BRIEF
List, from the lines below, each one with "components" in it.

DATA EXCERPT
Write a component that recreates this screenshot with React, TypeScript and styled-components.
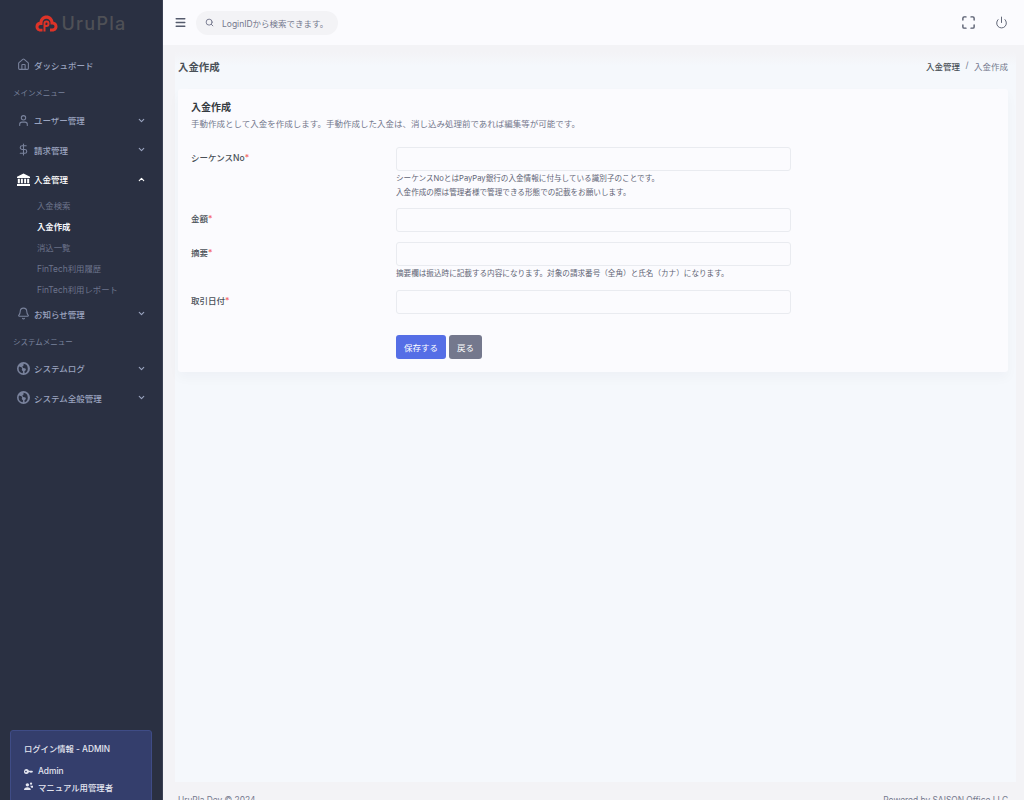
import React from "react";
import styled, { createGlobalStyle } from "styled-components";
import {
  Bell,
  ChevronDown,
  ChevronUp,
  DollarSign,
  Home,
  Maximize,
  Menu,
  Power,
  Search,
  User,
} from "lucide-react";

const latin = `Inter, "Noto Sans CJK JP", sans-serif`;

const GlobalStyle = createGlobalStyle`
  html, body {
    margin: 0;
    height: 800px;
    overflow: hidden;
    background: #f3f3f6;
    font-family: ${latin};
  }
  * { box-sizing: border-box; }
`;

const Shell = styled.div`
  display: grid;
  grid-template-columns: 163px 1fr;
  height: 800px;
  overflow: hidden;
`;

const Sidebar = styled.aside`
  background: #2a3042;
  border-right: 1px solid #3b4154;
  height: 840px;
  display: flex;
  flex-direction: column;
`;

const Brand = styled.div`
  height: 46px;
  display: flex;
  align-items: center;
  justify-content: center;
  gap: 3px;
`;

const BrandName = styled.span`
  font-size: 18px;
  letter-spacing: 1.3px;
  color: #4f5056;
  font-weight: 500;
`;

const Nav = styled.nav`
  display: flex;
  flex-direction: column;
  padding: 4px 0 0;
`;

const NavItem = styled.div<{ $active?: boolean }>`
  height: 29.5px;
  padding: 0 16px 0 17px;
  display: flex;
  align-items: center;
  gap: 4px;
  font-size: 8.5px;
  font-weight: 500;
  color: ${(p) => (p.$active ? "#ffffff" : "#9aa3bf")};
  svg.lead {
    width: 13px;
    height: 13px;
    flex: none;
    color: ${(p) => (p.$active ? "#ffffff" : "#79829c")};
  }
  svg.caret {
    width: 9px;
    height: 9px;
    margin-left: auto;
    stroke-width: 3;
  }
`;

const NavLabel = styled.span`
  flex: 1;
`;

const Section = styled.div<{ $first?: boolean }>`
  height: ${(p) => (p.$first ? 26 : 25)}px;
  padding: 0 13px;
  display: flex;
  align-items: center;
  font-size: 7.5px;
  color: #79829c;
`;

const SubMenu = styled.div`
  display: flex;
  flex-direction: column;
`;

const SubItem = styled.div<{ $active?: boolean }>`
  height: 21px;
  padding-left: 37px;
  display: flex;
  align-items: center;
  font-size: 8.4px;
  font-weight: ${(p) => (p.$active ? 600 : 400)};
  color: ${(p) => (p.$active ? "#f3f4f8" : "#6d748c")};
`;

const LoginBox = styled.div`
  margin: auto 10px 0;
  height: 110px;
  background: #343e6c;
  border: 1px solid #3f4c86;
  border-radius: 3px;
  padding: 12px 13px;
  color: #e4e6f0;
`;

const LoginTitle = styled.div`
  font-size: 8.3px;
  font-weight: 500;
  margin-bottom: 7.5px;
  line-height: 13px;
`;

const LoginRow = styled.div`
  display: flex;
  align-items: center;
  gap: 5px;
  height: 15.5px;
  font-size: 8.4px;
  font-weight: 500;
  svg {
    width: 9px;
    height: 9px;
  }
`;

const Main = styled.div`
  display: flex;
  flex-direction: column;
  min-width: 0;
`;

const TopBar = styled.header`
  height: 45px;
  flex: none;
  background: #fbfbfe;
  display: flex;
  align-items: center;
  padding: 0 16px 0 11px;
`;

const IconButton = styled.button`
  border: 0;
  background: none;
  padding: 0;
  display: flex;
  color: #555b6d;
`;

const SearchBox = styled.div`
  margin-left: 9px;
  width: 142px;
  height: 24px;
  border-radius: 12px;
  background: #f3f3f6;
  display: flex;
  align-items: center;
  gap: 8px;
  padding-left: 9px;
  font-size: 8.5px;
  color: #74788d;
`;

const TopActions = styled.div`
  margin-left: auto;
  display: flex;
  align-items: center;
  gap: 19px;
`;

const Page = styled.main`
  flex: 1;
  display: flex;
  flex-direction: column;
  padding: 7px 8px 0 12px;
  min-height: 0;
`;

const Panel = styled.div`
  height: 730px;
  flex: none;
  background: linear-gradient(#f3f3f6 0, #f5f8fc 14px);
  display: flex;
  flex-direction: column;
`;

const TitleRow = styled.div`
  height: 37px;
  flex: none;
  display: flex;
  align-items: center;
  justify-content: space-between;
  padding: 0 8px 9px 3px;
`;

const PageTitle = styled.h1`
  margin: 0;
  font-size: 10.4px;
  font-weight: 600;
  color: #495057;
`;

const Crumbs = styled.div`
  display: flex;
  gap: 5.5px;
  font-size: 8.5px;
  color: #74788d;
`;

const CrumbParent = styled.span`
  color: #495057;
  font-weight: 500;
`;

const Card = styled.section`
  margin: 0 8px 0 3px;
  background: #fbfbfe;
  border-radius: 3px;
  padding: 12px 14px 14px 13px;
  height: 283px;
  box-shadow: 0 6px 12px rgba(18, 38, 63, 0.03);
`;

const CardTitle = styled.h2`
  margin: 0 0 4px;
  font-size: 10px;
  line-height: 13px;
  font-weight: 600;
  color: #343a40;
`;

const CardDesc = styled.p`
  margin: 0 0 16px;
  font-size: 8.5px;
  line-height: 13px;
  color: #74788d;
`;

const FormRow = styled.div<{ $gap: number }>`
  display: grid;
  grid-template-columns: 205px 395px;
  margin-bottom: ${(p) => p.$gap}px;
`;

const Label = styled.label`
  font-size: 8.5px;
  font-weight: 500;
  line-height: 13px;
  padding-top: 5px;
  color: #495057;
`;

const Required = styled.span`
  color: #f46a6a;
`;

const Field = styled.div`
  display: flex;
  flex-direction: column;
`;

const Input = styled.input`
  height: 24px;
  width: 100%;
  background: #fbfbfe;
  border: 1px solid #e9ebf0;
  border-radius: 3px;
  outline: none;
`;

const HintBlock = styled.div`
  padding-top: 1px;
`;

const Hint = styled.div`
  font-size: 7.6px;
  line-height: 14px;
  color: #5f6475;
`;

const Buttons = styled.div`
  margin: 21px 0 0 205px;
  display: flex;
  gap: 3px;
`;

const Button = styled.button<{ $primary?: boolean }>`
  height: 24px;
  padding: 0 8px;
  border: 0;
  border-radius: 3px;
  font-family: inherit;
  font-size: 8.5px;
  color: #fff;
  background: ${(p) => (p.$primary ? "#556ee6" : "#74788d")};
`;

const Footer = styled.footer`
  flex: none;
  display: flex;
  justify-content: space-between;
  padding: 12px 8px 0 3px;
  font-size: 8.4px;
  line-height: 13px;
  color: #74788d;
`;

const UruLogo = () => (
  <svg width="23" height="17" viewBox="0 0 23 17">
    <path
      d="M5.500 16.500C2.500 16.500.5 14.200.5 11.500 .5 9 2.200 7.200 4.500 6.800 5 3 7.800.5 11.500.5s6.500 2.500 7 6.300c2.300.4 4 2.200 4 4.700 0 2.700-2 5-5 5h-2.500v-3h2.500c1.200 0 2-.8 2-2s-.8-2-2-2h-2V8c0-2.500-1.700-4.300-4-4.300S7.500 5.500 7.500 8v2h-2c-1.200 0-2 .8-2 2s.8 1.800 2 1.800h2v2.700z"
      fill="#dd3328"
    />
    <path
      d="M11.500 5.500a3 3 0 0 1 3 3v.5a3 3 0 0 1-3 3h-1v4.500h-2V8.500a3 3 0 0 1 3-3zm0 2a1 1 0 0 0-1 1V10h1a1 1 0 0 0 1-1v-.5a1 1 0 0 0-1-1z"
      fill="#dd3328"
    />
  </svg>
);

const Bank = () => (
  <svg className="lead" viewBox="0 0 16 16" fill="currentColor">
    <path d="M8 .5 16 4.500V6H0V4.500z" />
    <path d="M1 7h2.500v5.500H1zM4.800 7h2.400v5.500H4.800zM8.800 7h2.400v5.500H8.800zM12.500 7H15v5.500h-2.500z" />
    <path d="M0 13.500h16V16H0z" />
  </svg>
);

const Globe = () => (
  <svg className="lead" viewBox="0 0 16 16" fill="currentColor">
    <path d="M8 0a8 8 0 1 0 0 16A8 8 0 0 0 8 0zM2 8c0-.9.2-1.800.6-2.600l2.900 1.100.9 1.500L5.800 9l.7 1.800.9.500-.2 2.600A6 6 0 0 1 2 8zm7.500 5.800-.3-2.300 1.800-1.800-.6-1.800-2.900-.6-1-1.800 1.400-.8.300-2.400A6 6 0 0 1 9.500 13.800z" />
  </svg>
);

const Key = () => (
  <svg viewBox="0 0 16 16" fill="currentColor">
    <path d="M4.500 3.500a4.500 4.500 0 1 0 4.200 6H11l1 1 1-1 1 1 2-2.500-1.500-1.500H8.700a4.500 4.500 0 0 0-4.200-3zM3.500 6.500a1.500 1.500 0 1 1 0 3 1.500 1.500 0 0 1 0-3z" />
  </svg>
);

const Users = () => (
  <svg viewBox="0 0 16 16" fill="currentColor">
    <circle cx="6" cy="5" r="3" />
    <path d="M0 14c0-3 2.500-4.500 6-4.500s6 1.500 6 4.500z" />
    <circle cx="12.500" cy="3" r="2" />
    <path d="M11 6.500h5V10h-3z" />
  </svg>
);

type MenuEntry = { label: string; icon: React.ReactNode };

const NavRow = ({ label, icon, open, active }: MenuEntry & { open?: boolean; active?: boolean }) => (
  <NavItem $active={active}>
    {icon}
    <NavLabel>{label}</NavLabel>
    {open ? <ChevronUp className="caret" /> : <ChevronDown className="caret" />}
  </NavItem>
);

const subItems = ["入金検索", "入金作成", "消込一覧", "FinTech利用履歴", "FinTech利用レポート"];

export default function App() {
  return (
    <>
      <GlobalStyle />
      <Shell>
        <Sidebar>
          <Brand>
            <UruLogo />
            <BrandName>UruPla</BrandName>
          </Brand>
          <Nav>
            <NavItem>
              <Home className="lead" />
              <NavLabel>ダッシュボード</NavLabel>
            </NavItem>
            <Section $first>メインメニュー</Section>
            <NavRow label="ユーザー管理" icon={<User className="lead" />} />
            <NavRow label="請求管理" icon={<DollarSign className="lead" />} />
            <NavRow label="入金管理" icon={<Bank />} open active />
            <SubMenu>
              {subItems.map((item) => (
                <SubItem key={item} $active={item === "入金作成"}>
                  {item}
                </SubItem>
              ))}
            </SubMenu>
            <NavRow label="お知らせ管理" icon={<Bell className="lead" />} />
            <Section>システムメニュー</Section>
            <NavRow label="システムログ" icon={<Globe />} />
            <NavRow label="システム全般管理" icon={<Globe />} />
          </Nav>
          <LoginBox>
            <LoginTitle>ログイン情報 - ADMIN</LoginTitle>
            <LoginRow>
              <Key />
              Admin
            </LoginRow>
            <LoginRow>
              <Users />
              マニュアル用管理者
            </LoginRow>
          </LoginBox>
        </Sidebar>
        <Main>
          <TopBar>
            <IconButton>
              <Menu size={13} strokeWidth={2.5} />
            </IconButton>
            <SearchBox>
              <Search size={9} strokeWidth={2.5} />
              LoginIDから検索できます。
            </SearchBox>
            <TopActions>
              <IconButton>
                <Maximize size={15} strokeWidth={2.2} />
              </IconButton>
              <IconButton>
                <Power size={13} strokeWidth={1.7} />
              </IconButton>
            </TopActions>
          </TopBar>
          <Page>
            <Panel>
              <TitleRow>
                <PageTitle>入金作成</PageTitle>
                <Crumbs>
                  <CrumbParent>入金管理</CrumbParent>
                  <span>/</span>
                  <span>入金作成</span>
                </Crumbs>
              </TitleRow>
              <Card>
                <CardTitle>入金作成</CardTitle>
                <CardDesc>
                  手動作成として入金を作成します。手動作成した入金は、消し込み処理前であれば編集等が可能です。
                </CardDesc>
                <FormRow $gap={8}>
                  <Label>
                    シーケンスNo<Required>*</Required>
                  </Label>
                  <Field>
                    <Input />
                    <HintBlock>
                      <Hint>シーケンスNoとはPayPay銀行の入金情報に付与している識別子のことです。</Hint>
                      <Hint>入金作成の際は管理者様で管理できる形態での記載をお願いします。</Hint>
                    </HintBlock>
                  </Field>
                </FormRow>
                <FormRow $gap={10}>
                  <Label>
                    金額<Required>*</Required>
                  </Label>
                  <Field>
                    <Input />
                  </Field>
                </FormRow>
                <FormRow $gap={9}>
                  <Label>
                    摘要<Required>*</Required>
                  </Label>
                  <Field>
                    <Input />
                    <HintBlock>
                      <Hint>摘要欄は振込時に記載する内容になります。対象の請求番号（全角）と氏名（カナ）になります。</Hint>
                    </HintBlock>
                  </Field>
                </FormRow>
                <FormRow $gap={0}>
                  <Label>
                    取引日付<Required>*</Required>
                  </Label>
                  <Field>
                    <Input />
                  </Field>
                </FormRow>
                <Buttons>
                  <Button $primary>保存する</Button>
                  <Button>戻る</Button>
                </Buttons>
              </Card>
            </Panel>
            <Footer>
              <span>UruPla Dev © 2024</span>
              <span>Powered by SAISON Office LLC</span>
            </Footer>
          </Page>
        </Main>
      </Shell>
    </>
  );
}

OUTPUT FOR THIS EXERCISE
Write a component that recreates this screenshot with React, TypeScript and styled-components.
import styled, { createGlobalStyle } from "styled-components";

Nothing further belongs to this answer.